Asset-Based Approaches
Adjusted Net Asset Method
This method values the business based on the fair market value of its assets minus its liabilities. It adjusts the book values to reflect current market values and is appropriate for businesses with significant tangible assets.
Liquidation Value
This method estimates the net amount that could be realized if the business were liquidated. It is not typically used for a going concern unless there is a likelihood of liquidation.
Hybrid Approaches
Weighted Average Approach
This approach combines several valuation methods to arrive at a final value, weighting each method based on its relevance to the specific business.
Considerations for SME Valuation
- Financial Performance: Analyze historical financial statements and assess profitability, revenue trends, cost structure, and cash flow.
- Future Prospects: Project future earnings and cash flows, considering industry trends, economic conditions, and business growth potential.
- Market Conditions: Evaluate the competitive landscape and market position, and consider demand for the business's products or services.
- Management and Workforce: Assess the quality and stability of the management team and the skill level and experience of the workforce.
- Tangible and Intangible Assets: Value physical assets like property, plant, and equipment, and account for intangible assets such as intellectual property, brand value, and customer relationships.
- Liabilities: Deduct outstanding debts and obligations from the valuation.
Example: Valuation of an Event Park Business
Let's consider an example of valuing an event park business:
- Income-Based Approach (DCF Method): Project future cash flows from events, rentals, and other revenue streams. Use a discount rate reflecting the risk profile of the event industry and the specific business.
- Market-Based Approach (Comparable Company Analysis): Identify similar event parks or venues and their sale prices or market values. Apply relevant multiples to the business's financial metrics.
- Asset-Based Approach (Adjusted Net Asset Method): Appraise the value of land, buildings, equipment, and other tangible assets. Deduct any liabilities to determine net asset value.
By combining these methods and adjusting for the unique aspects of the business, a comprehensive valuation can be achieved.
Factors That Go Into A Business Valuation for South African SMEs
Key Factors Considered by Business Brokers in South Africa
The factors most brokers will take into account when assessing your business include:
- Net profit
- Growth trends
- Website traffic (if significant to your business model)
- Age of business
- Online and offline sales network
- Business model
- Niche
- Competitors
- Company assets
Using the business valuation calculator above can provide a ballpark value useful to buyers, sellers, brokers, and other parties needing a quick estimate. However, for a more detailed analysis of your business's worth, you’ll need a professional valuation, which can cost tens of thousands of rands.
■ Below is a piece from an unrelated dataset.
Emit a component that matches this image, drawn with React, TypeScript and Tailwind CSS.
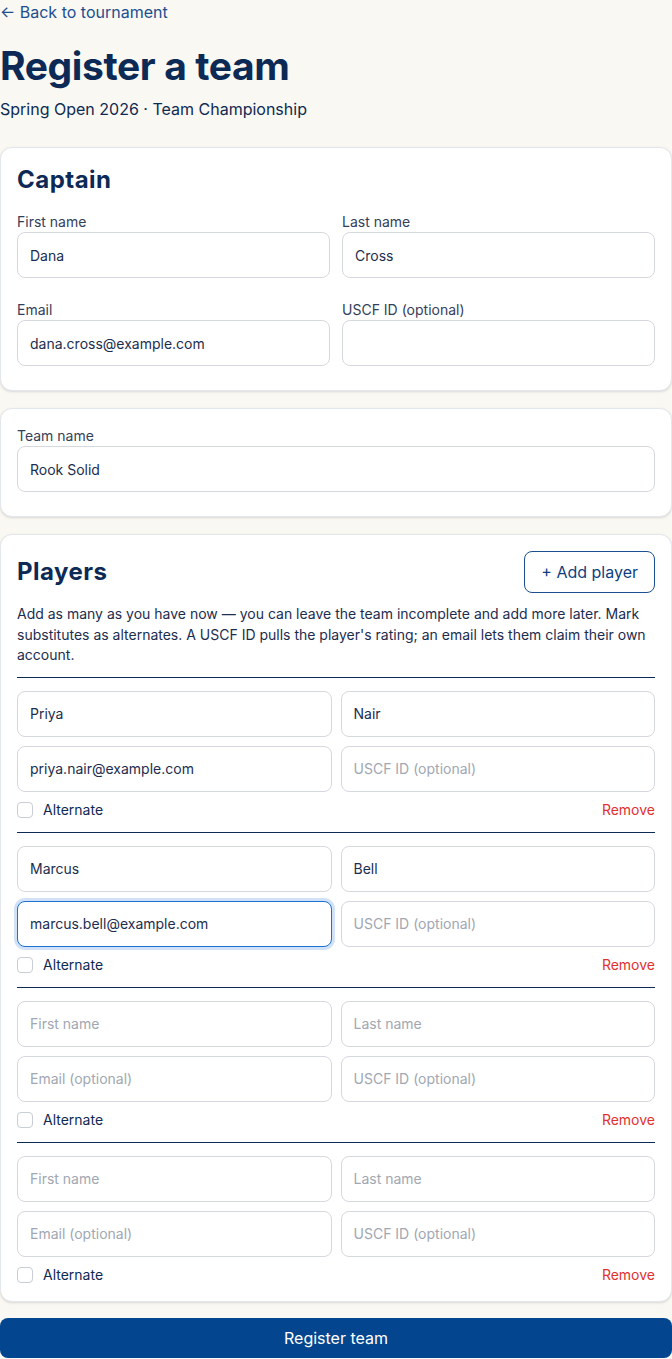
import React from "react";

type Player = {
  first: string;
  last: string;
  email: string;
  focused?: boolean;
};

const players: Player[] = [
  { first: "Priya", last: "Nair", email: "priya.nair@example.com" },
  { first: "Marcus", last: "Bell", email: "marcus.bell@example.com", focused: true },
  { first: "", last: "", email: "" },
  { first: "", last: "", email: "" },
];

function TextInput({
  value,
  placeholder,
  focused,
}: {
  value?: string;
  placeholder?: string;
  focused?: boolean;
}) {
  return (
    <input
      type="text"
      defaultValue={value}
      placeholder={placeholder}
      className={
        "block h-[46px] w-full rounded-lg border bg-white px-3 text-sm leading-5 text-[#1c2d4e] outline-none placeholder:text-[#a1a7b3] " +
        (focused
          ? "border-[#1b6fd6] ring-[3px] ring-[#1b6fd6]/20"
          : "border-[#d5d8df]")
      }
    />
  );
}

function Field({ label, value }: { label: string; value?: string }) {
  return (
    <div>
      <label className="block text-sm leading-5 text-[#34405a]">{label}</label>
      <TextInput value={value} />
    </div>
  );
}

function PlayerRow({ p }: { p: Player }) {
  return (
    <div className="border-t border-[#0d2a55] pt-[13px]">
      <div className="grid grid-cols-2 gap-[9px]">
        <TextInput value={p.first} placeholder="First name" />
        <TextInput value={p.last} placeholder="Last name" />
        <TextInput value={p.email} placeholder="Email (optional)" focused={p.focused} />
        <TextInput placeholder="USCF ID (optional)" />
      </div>
      <div className="mt-2 flex h-5 items-center justify-between text-sm">
        <label className="flex items-center gap-2.5 text-[#0f2a52]">
          <span className="h-4 w-4 rounded-[4px] border border-[#c9cdd5] bg-white" />
          Alternate
        </label>
        <button className="text-[#e0312f]">Remove</button>
      </div>
    </div>
  );
}

export default function App() {
  return (
    <div className="min-h-screen bg-[#f9f8f3] font-['Inter','Liberation_Sans',sans-serif] text-[#0f2a52]">
      <a href="#" className="block text-base leading-6 text-[#1c4f8f]">
        ← Back to tournament
      </a>

      <h1 className="mt-[18px] text-[39px] font-bold leading-[48px] tracking-[-0.01em] text-[#0c2a55]">
        Register a team
      </h1>
      <p className="mt-[7px] text-base leading-6 text-[#0f2a52]">
        Spring Open 2026 · Team Championship
      </p>

      <div className="mt-[26px] flex flex-col gap-[17px]">
        {/* Captain */}
        <section className="rounded-xl border border-[#e3e6ec] bg-white px-4 pb-6 pt-4 shadow-sm">
          <h2 className="mb-4 text-2xl font-bold leading-8 tracking-[0.02em] text-[#0c2a55]">
            Captain
          </h2>
          <div className="grid grid-cols-2 gap-x-3 gap-y-[22px]">
            <Field label="First name" value="Dana" />
            <Field label="Last name" value="Cross" />
            <Field label="Email" value="dana.cross@example.com" />
            <Field label="USCF ID (optional)" />
          </div>
        </section>

        {/* Team name */}
        <section className="rounded-xl border border-[#e3e6ec] bg-white px-4 pb-6 pt-[17px] shadow-sm">
          <Field label="Team name" value="Rook Solid" />
        </section>

        {/* Players */}
        <section className="rounded-xl border border-[#e3e6ec] bg-white px-4 pb-4 pt-4 shadow-sm">
          <div className="mb-[11px] flex items-center justify-between">
            <h2 className="text-2xl font-bold leading-8 tracking-[0.02em] text-[#0c2a55]">
              Players
            </h2>
            <button className="rounded-lg border border-[#1c4f8f] px-4 py-2 text-base leading-6 text-[#0f3f80]">
              + Add player
            </button>
          </div>
          <p className="mb-[11px] text-sm leading-[20.5px] text-[#1c2d4e]">
            Add as many as you have now — you can leave the team incomplete and add more later.
            Mark substitutes as alternates. A USCF ID pulls the player's rating; an email lets
            them claim their own account.
          </p>
          <div className="flex flex-col gap-3">
            {players.map((p, i) => (
              <PlayerRow key={i} p={p} />
            ))}
          </div>
        </section>
      </div>

      <button className="mt-4 block w-full rounded-lg bg-[#03468f] py-2 text-base leading-6 text-white">
        Register team
      </button>
    </div>
  );
}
Many business brokers in South Africa offer free valuations to business owners ready to sell, especially those with net cash flow above R1,000,000. These valuations consider significantly more information than most calculators, increasing their accuracy.
Tangible Assets vs Intangible Assets
While not included in our business valuation calculator, tangible and intangible assets are critical pieces of the business valuation puzzle. Tangible assets such as commercial real estate, equipment, and inventory can increase a business's value; businesses lacking these assets may have a lower value compared to their counterparts.
Some intangible assets are difficult to price, but they should be valued. A business broker or M&A expert with deal-making experience can help determine these assets' value. An accurate valuation helps set a business's price and significantly affects the financing options available to potential buyers.
Business Valuation Calculator Formula
Valuation Methods for South African SMEs
Several methods can be used to value a business. The most reliable method depends on annual revenue, available data, and other factors. Our calculator includes:
- Annual Sales Multiple Formula:
Business Valuation = Annual sales x industry multiple - Seller’s Discretionary Earnings (SDE) Multiple Formula:
SDE Valuation = (Annual profits + owner’s salary) x industry multiple
When to Consider Using a Business Valuation Expert
A business valuation expert can help sellers obtain the best price while ensuring the sales price is based on solid data. The need for an expert depends on several factors, including business size, complexity, and market conditions.
"Valuation is all about analyzing the company’s ability to produce future cash flow, combined with what the market value for their business is selling for. The short-term goal to selling a business is to increase sales and profit, but valuation is a combination of where the business is right now and where it could go."
—Jock Purtle, Founder of Business Exits
Tips for Sellers
If you’re looking to sell your business, here are our top three tips to maximize the sale price:
- Prepare for the Sale: Organize your financial records and ensure accuracy. Have documents like 2+ years of business tax returns, current P&L statements, and balance sheets ready.
- Use a Business Broker: An experienced broker can maximize your sale value. They handle administrative tasks, marketing, communications, and negotiations.
- Don’t Let Emotions Impact the Sale: Keep a professional perspective and avoid emotional decision-making. The market dictates the business value based on performance and economic conditions.
Tips for Buyers
Buying a business can be complex. Here are three tips to help you find the right business:
- Find an Industry with Potential: Choose an industry with high growth potential. This can ensure the business holds its value and may sell for a higher price in the future.
- Ask for Seller Financing: Seller financing can reduce the upfront cost and often comes at a lower interest rate than traditional loans.
- Hire a Business Broker: A good broker can access more opportunities and provide valuable services like valuation and negotiation.
Pros and Cons of Using a Business Valuation Calculator
A business valuation calculator offers a quick and simple way to estimate a business’s value, but it has limitations:
Pros:
- Quick and simple to use.
- Considers industry-specific multipliers.
- Focuses on revenue and profits.
Cons:
- Doesn’t include tangible and intangible assets.
- Not a market-based approach.
- Lacks expert analysis.
Bottom Line
Arriving at a fair price for a business involves multiple factors beyond what a business valuation calculator can provide. Use the calculator as a starting point and consider a detailed valuation method or hiring an expert for a comprehensive analysis.